I talk about the importance of the words on your website a lot. That’s because I’m a copywriter, and, well… they are really, really important.

There is a reason why the best copywriters in the world get paid a fortune (I’m talking big six-figure incomes here). They can earn their clients millions of pounds and it is very difficult to write at this level.

So what do you do when you’re staring at the blank page? To make your life easier, I have compiled a quick shortcut guide to writing a web page that sells.

If you’re genuinely interested in learning how to write better marketing communications, then you can’t go wrong by following these ‘cheat sheet’ suggestions.

  1. Firstly list all the benefits of your product or service. The idea of communicating benefits is so fundamental to marketing, so if you’re not familiar with it go away and research the topic yourself. But you must make sure these are actual benefits, not things you think are benefits, or things that are really features masquerading as benefits. Quick reminder if you’re in a rush: an airbag in a car is a feature, not smashing your face on the steering column when you have an accident is a benefit. Make sure the benefits of your product or service are prominent and clearly communicated.
  2. Now list all the reasons people may not buy from you – the buying barriers. It’s too expensive, it’s too cheap (yes, this does stop people buying), they don’t trust you yet, they’re worried about returning the item if they don’t like it, they’re worried about credit card security. And on and on. Now simply make sure you address each and every potential concern.
  3. Spend much more time learning about and thinking about the headlines on your sales pages. They are so crucial to the success of a sales page that you are probably not spending enough time considering them.
  4. Plan out the structure of your page: the headline, the sub-headers, the bullet points, the call to action. This is you thinking about how to present your marketing message in a compelling and persuasive way.
  5. Write the complete page in a warm, human and engaging way.
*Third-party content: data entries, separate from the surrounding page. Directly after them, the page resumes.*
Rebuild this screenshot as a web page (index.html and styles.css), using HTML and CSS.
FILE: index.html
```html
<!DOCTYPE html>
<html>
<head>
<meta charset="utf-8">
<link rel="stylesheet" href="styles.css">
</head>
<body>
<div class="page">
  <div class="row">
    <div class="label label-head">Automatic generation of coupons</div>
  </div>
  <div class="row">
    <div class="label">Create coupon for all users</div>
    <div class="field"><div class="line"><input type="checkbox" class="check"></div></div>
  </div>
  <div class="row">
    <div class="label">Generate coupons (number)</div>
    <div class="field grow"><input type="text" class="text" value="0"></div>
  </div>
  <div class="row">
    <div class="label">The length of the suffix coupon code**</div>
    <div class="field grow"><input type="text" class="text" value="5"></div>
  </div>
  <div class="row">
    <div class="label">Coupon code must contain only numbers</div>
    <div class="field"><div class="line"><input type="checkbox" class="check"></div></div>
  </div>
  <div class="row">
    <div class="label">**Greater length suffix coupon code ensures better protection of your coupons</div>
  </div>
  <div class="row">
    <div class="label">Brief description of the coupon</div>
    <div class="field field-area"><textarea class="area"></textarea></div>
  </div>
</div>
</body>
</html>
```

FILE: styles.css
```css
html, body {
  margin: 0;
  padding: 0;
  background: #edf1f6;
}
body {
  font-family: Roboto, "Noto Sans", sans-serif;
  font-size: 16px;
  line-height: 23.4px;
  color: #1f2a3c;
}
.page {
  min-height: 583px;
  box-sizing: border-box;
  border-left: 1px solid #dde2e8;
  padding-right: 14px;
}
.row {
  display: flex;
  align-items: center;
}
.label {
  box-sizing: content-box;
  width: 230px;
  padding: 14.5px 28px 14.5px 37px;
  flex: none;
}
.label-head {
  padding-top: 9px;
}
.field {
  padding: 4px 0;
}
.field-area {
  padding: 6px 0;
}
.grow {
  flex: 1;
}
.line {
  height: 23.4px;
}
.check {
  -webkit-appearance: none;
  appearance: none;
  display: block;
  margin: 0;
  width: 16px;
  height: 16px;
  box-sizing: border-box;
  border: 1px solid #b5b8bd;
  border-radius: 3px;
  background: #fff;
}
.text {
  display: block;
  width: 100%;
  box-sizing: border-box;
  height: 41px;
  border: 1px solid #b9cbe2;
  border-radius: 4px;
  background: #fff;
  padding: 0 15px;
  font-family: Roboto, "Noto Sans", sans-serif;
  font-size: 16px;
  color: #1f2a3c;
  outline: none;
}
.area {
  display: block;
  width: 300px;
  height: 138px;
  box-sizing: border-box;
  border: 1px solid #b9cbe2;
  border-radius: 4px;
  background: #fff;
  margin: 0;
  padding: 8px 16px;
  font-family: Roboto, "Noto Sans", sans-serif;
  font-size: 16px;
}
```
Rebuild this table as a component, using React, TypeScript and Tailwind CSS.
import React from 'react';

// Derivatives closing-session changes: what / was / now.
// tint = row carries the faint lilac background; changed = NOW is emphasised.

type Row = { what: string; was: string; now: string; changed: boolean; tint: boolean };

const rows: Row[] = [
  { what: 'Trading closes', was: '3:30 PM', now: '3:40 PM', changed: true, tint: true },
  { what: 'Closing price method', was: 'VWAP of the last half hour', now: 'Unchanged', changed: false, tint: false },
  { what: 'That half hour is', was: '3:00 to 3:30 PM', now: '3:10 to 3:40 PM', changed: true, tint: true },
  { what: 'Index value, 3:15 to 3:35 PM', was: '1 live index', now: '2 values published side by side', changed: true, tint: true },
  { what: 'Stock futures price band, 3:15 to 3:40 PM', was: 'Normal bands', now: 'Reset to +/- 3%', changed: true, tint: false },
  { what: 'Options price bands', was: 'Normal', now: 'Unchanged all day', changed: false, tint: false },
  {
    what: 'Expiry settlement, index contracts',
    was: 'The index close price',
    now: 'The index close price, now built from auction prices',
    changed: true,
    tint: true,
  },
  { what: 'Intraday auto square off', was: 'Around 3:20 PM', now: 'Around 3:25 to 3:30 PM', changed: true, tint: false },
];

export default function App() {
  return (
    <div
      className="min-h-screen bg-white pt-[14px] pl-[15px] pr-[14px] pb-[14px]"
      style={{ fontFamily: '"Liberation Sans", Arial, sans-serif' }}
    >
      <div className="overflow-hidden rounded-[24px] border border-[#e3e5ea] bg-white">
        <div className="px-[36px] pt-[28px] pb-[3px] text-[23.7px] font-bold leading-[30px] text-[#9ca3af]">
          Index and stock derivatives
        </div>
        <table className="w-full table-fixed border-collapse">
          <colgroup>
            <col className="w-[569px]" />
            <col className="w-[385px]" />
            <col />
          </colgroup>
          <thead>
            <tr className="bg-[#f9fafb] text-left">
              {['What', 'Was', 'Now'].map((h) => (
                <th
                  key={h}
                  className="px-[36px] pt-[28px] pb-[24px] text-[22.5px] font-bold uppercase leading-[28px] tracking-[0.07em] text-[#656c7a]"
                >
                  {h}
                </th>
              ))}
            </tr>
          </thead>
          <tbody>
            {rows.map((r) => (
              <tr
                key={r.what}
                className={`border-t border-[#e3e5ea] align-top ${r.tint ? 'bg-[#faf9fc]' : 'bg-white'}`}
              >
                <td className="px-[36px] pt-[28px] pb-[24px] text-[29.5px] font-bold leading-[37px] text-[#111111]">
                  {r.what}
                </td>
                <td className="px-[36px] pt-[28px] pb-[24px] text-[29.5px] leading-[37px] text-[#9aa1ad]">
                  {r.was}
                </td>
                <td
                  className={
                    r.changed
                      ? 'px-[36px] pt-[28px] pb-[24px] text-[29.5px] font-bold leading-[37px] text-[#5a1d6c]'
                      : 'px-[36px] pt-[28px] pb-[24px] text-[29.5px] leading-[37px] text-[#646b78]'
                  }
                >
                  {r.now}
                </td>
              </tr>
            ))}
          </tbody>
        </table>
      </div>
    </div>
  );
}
Be yourself and be real. The more honest and believable you are, the more sales you will make.
  6. Leave it for a day. Turn the computer off, take your partner out for dinner, get some sleep. Then come back to the page the next day and edit it further. Cut sentence lengths, use short words and short paragraphs. Don’t use cliches or the same tired language that every other business uses. And there can be no room for ambiguity.

Follow these steps and you’re going to be creating a web page that is better than most other web pages out there.